CIRCLEVILLE - The Circleville Fire Department recently invested in new rescue equipment they say will improve safety at emergency scenes for victims as well as first responders.
The Paratech rescue struts, each with a 70,000-pound capacity, will help emergency crews stabilize anything from a vehicle to a building structure to a railroad car when lives are at risk and seconds matter, according to Dalan Zartman, a representative of Finley Fire Equipment who supervised training Wednesday at the Circleville Fire Department.
"This department has taken a huge step in a really aggressive direction to take care of their citizens across the board," Zartman said. "They also made a wise and responsible choice from a fiduciary perspective by purchasing a growable system that can be upgraded for other uses instead of having to buy a whole new system."
The current package cost about $8,000, according to Captain Marc Zingarelli, acting chief of the Circleville Fire Department, and was approved by former chief Tim Tener before his retirement last month.
Zartman said the department previously had to rely on things like wooden wedges and a timber shoring system to brace heavy objects at emergency scenes, which can be a lengthy process and are sometimes unreliable.
The new rescue struts, he said, can be deployed in about 90 seconds to firmly stabilize a vehicle at an accident scene.
According to Lt. Arron Kerns, the equipment would have been invaluable at a recent scene in which a vehicle crashed into the Pumpkin Patch Farm Market on East Main Street and compromised the building's structural integrity.

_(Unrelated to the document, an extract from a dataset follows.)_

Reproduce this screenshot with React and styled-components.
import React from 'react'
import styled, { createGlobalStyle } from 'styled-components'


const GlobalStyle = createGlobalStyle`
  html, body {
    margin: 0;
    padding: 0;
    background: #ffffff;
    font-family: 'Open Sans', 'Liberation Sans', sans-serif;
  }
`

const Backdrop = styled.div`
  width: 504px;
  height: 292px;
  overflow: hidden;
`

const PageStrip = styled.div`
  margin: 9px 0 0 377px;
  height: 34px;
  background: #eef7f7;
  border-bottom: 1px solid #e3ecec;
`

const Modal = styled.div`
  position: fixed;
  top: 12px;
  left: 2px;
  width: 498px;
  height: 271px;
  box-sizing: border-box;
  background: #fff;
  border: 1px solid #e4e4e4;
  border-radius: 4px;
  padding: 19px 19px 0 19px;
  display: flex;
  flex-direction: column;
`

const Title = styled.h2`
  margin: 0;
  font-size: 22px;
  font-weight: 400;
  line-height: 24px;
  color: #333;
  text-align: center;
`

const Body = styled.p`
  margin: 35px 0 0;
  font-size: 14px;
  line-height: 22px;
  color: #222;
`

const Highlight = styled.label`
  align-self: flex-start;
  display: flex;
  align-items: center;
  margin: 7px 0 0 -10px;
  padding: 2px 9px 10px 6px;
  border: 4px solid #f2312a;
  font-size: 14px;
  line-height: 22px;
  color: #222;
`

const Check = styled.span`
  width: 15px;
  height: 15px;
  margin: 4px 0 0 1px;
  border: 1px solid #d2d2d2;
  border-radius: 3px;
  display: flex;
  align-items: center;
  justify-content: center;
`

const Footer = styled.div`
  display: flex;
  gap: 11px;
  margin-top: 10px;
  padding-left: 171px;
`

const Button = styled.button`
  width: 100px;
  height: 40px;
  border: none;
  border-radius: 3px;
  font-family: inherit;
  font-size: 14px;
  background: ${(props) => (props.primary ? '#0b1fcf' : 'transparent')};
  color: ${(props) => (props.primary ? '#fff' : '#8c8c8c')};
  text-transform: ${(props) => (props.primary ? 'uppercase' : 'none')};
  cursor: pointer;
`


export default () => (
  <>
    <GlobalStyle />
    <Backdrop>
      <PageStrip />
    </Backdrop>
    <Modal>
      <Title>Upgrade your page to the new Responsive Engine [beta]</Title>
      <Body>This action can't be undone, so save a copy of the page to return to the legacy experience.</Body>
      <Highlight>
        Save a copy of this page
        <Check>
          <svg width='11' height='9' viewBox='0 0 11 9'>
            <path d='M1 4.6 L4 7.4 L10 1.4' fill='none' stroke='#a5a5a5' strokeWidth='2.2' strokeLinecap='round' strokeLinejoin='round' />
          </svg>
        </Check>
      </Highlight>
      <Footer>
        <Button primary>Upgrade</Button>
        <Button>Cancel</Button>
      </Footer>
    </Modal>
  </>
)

It could also be an effective tool if someone is trapped in rubble from a tornado or to rescue the victim of a trench collapse.
"These are rare events, but when they do happen, seconds count," Zartman said.
The department chose to purchase the new equipment after firefighter Cory Kerns attended a six-month rescue technology course and began sharing the information with his fellow firefighters at CFD.
Training in the course included rope rescue, water rescue, confined space rescue, structural collapse and auto extrication, he said.
"I just wanted to better the department and better myself," Cory Kerns said. "There's so much of this technology we haven't been using, and we really need to."
Lt. Arron Kerns said though the equipment is owned by the Circleville Fire Department, it is available for mutual aid with surrounding departments as needed.